▸ **WHAT IS REQUIRED**
Take the material below and retype it in full; pictures are left out.

▸ **PROVIDED DATA**

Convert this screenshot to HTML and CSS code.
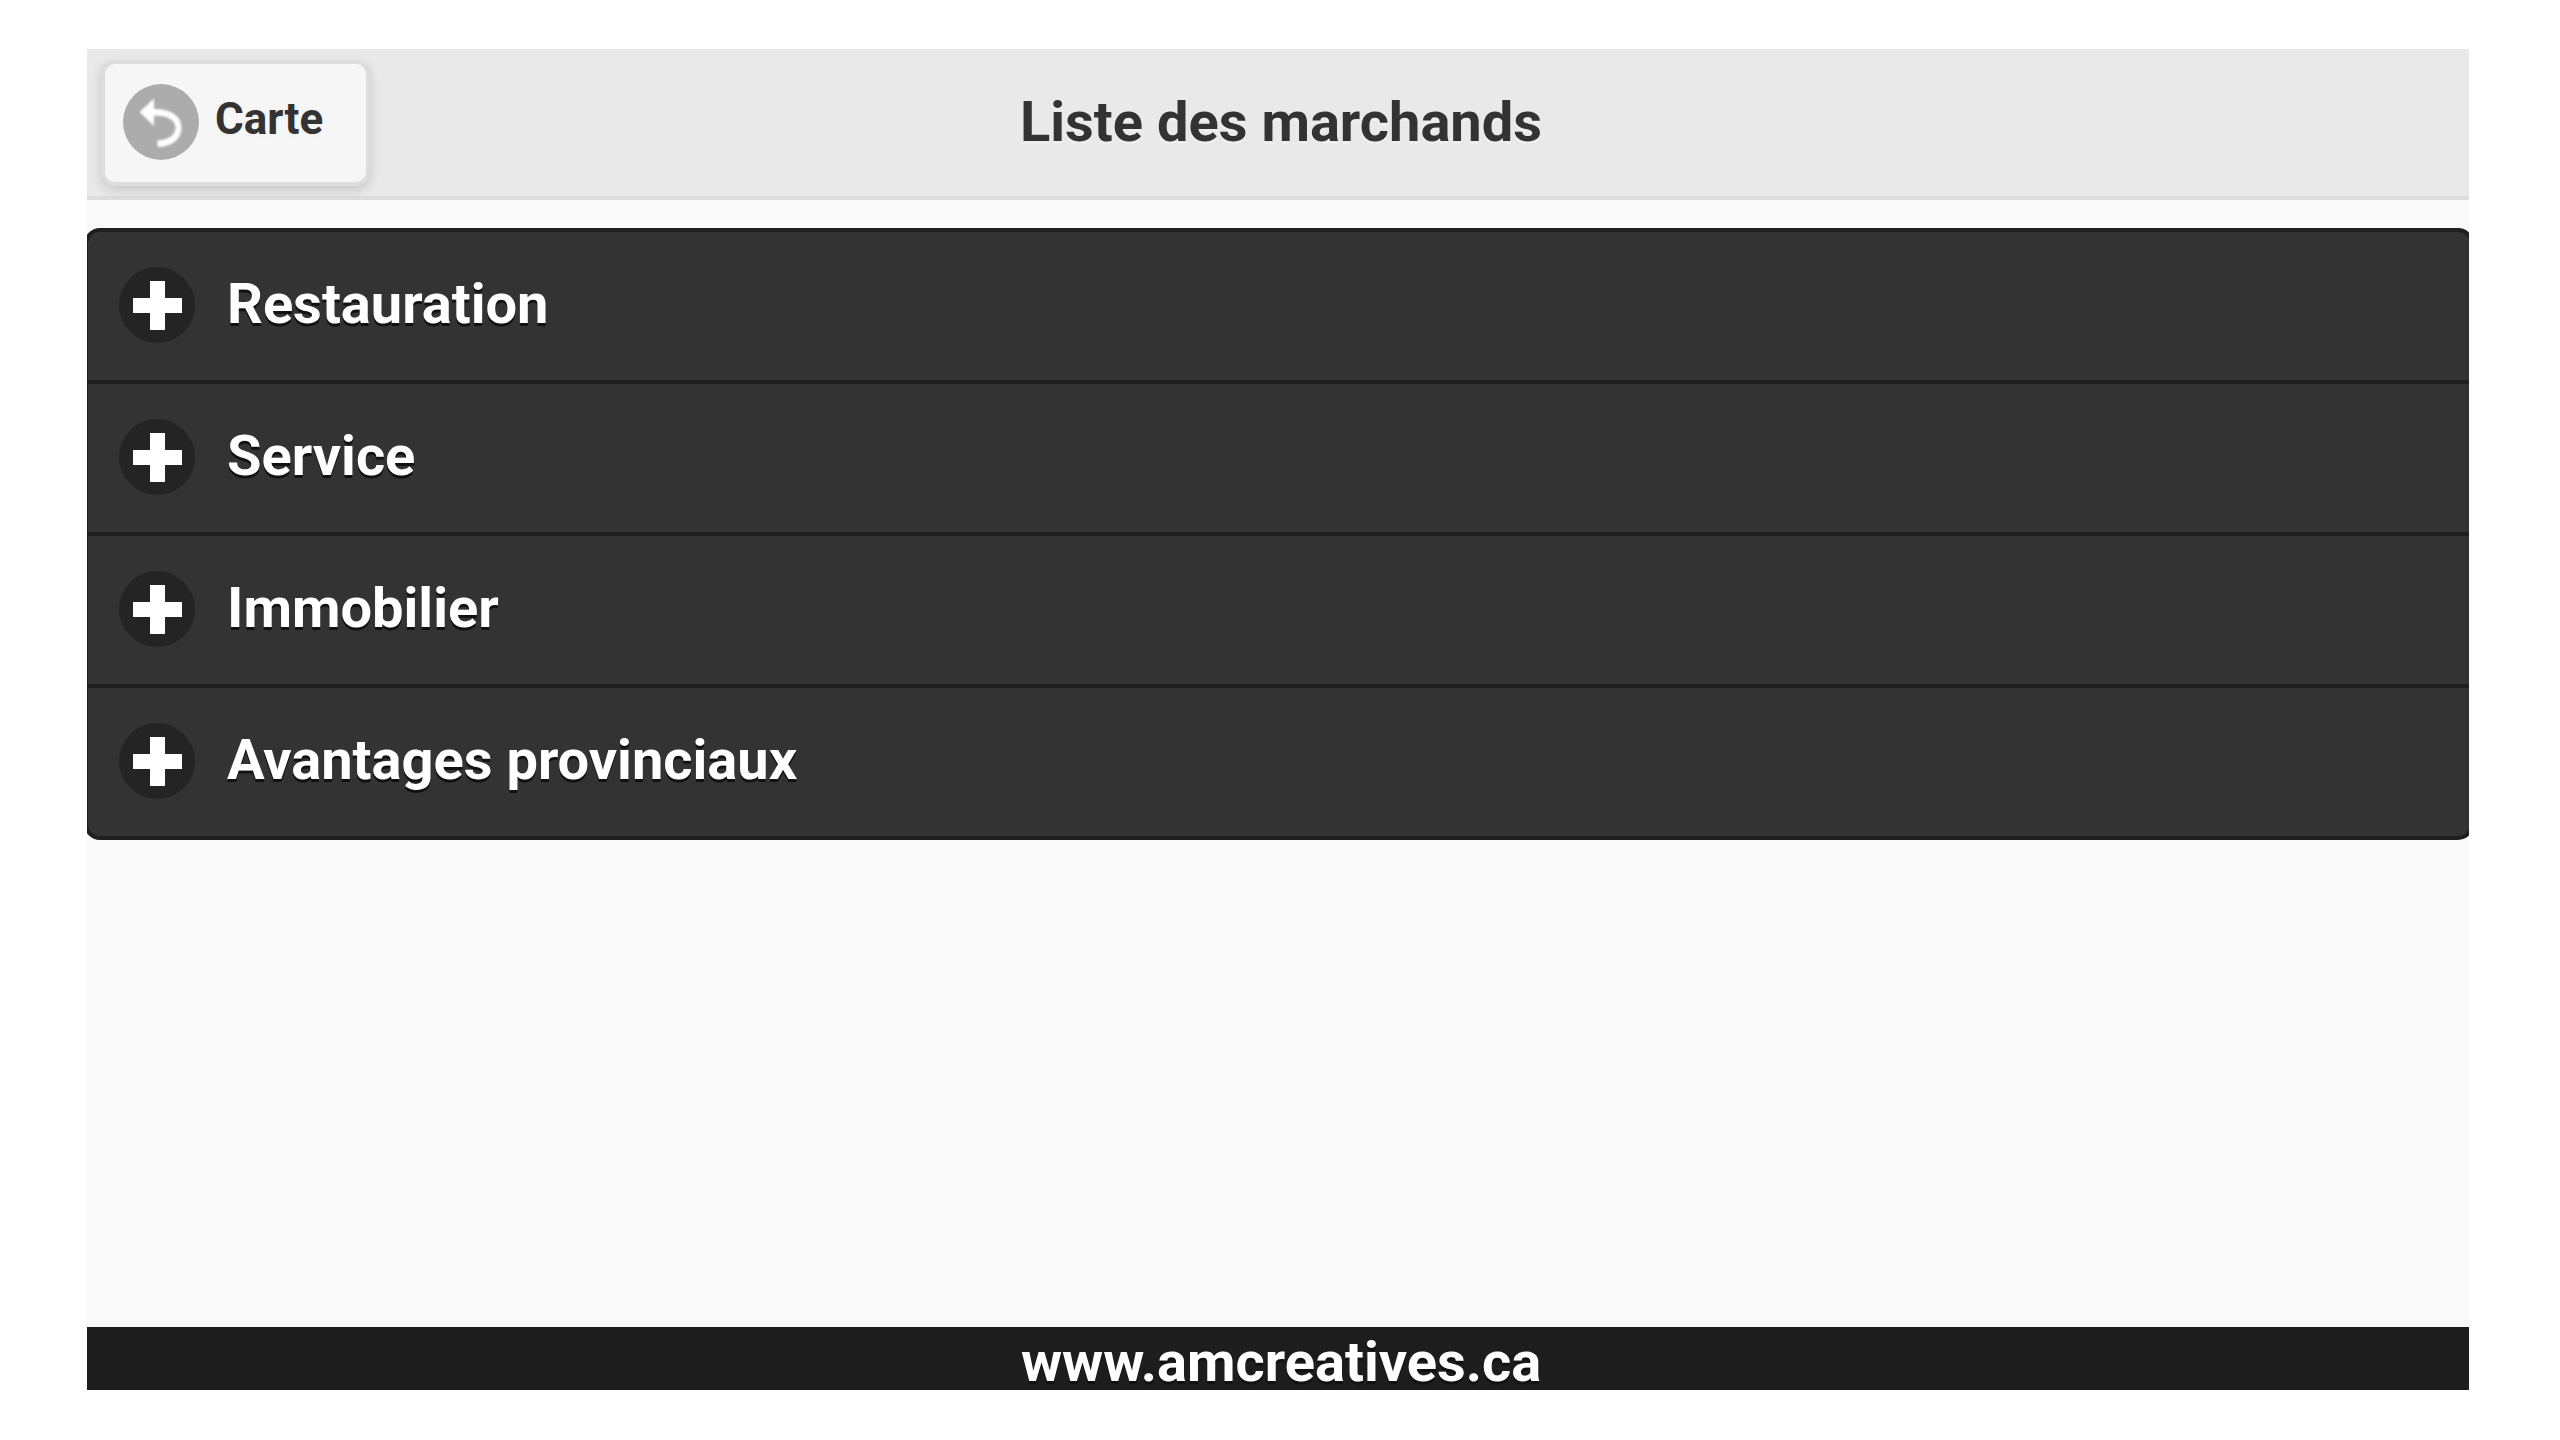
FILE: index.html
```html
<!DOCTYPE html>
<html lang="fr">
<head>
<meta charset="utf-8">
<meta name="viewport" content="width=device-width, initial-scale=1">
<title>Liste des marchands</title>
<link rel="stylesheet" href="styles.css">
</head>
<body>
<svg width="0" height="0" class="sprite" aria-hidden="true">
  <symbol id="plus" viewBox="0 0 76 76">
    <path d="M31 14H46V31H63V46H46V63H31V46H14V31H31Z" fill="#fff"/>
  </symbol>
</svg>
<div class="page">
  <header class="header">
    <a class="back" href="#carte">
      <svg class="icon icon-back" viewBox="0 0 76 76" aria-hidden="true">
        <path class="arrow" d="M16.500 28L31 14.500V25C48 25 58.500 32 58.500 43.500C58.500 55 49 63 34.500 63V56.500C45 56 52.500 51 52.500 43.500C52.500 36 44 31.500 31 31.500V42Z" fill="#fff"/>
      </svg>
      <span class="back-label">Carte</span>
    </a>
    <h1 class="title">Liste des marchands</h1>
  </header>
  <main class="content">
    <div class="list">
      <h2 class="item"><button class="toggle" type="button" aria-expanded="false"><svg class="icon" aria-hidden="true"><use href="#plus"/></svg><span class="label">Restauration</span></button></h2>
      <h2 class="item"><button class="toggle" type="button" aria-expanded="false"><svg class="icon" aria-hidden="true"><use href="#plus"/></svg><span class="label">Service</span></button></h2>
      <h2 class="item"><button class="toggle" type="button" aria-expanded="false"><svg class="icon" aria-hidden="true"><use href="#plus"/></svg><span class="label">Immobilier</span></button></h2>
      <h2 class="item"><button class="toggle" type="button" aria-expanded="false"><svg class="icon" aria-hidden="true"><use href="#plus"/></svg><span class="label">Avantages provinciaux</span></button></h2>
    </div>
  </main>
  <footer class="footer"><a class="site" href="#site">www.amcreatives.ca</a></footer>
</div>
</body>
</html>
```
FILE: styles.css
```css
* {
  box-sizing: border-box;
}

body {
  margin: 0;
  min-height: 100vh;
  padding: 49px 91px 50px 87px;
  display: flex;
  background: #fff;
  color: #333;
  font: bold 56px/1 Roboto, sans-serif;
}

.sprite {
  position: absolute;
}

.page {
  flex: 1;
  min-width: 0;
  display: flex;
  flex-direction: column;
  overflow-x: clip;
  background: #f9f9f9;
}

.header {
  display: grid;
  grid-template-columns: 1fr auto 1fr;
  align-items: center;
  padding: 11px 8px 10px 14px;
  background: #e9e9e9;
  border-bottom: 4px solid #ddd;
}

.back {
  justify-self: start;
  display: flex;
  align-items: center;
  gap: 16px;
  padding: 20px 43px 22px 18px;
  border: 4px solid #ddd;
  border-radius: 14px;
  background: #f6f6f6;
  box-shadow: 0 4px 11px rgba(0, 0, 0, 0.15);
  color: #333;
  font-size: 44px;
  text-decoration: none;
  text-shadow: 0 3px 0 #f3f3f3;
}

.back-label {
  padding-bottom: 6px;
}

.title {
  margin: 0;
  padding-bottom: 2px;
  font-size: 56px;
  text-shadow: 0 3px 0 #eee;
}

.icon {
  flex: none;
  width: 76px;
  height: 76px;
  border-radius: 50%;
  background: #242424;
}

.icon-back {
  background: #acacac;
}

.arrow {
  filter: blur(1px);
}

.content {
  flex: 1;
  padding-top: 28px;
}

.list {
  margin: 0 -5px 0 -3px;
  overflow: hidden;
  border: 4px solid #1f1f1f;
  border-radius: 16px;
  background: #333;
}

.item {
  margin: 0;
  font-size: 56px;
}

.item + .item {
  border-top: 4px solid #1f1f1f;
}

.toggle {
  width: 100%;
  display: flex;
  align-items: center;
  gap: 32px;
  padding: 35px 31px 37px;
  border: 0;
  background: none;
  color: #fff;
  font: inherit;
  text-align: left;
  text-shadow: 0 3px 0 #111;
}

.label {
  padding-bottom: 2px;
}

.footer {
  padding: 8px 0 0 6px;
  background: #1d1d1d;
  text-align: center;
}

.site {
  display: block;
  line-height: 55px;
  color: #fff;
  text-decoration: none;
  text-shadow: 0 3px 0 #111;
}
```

▸ **EXERCISE RESPONSE**
Convert this screenshot to HTML and CSS code.
FILE: index.html
```html
<!DOCTYPE html>
<html lang="fr">
<head>
<meta charset="utf-8">
<meta name="viewport" content="width=device-width, initial-scale=1">
<title>Liste des marchands</title>
<link rel="stylesheet" href="styles.css">
</head>
<body>
<svg width="0" height="0" class="sprite" aria-hidden="true">
  <symbol id="plus" viewBox="0 0 76 76">
    <path d="M31 14H46V31H63V46H46V63H31V46H14V31H31Z" fill="#fff"/>
  </symbol>
</svg>
<div class="page">
  <header class="header">
    <a class="back" href="#carte">
      <svg class="icon icon-back" viewBox="0 0 76 76" aria-hidden="true">
        <path class="arrow" d="M16.500 28L31 14.500V25C48 25 58.500 32 58.500 43.500C58.500 55 49 63 34.500 63V56.500C45 56 52.500 51 52.500 43.500C52.500 36 44 31.500 31 31.500V42Z" fill="#fff"/>
      </svg>
      <span class="back-label">Carte</span>
    </a>
    <h1 class="title">Liste des marchands</h1>
  </header>
  <main class="content">
    <div class="list">
      <h2 class="item"><button class="toggle" type="button" aria-expanded="false"><svg class="icon" aria-hidden="true"><use href="#plus"/></svg><span class="label">Restauration</span></button></h2>
      <h2 class="item"><button class="toggle" type="button" aria-expanded="false"><svg class="icon" aria-hidden="true"><use href="#plus"/></svg><span class="label">Service</span></button></h2>
      <h2 class="item"><button class="toggle" type="button" aria-expanded="false"><svg class="icon" aria-hidden="true"><use href="#plus"/></svg><span class="label">Immobilier</span></button></h2>
      <h2 class="item"><button class="toggle" type="button" aria-expanded="false"><svg class="icon" aria-hidden="true"><use href="#plus"/></svg><span class="label">Avantages provinciaux</span></button></h2>
    </div>
  </main>
  <footer class="footer"><a class="site" href="#site">www.amcreatives.ca</a></footer>
</div>
</body>
</html>
```
FILE: styles.css
```css
* {
  box-sizing: border-box;
}

body {
  margin: 0;
  min-height: 100vh;
  padding: 49px 91px 50px 87px;
  display: flex;
  background: #fff;
  color: #333;
  font: bold 56px/1 Roboto, sans-serif;
}

.sprite {
  position: absolute;
}

.page {
  flex: 1;
  min-width: 0;
  display: flex;
  flex-direction: column;
  overflow-x: clip;
  background: #f9f9f9;
}

.header {
  display: grid;
  grid-template-columns: 1fr auto 1fr;
  align-items: center;
  padding: 11px 8px 10px 14px;
  background: #e9e9e9;
  border-bottom: 4px solid #ddd;
}

.back {
  justify-self: start;
  display: flex;
  align-items: center;
  gap: 16px;
  padding: 20px 43px 22px 18px;
  border: 4px solid #ddd;
  border-radius: 14px;
  background: #f6f6f6;
  box-shadow: 0 4px 11px rgba(0, 0, 0, 0.15);
  color: #333;
  font-size: 44px;
  text-decoration: none;
  text-shadow: 0 3px 0 #f3f3f3;
}

.back-label {
  padding-bottom: 6px;
}

.title {
  margin: 0;
  padding-bottom: 2px;
  font-size: 56px;
  text-shadow: 0 3px 0 #eee;
}

.icon {
  flex: none;
  width: 76px;
  height: 76px;
  border-radius: 50%;
  background: #242424;
}

.icon-back {
  background: #acacac;
}

.arrow {
  filter: blur(1px);
}

.content {
  flex: 1;
  padding-top: 28px;
}

.list {
  margin: 0 -5px 0 -3px;
  overflow: hidden;
  border: 4px solid #1f1f1f;
  border-radius: 16px;
  background: #333;
}

.item {
  margin: 0;
  font-size: 56px;
}

.item + .item {
  border-top: 4px solid #1f1f1f;
}

.toggle {
  width: 100%;
  display: flex;
  align-items: center;
  gap: 32px;
  padding: 35px 31px 37px;
  border: 0;
  background: none;
  color: #fff;
  font: inherit;
  text-align: left;
  text-shadow: 0 3px 0 #111;
}

.label {
  padding-bottom: 2px;
}

.footer {
  padding: 8px 0 0 6px;
  background: #1d1d1d;
  text-align: center;
}

.site {
  display: block;
  line-height: 55px;
  color: #fff;
  text-decoration: none;
  text-shadow: 0 3px 0 #111;
}
```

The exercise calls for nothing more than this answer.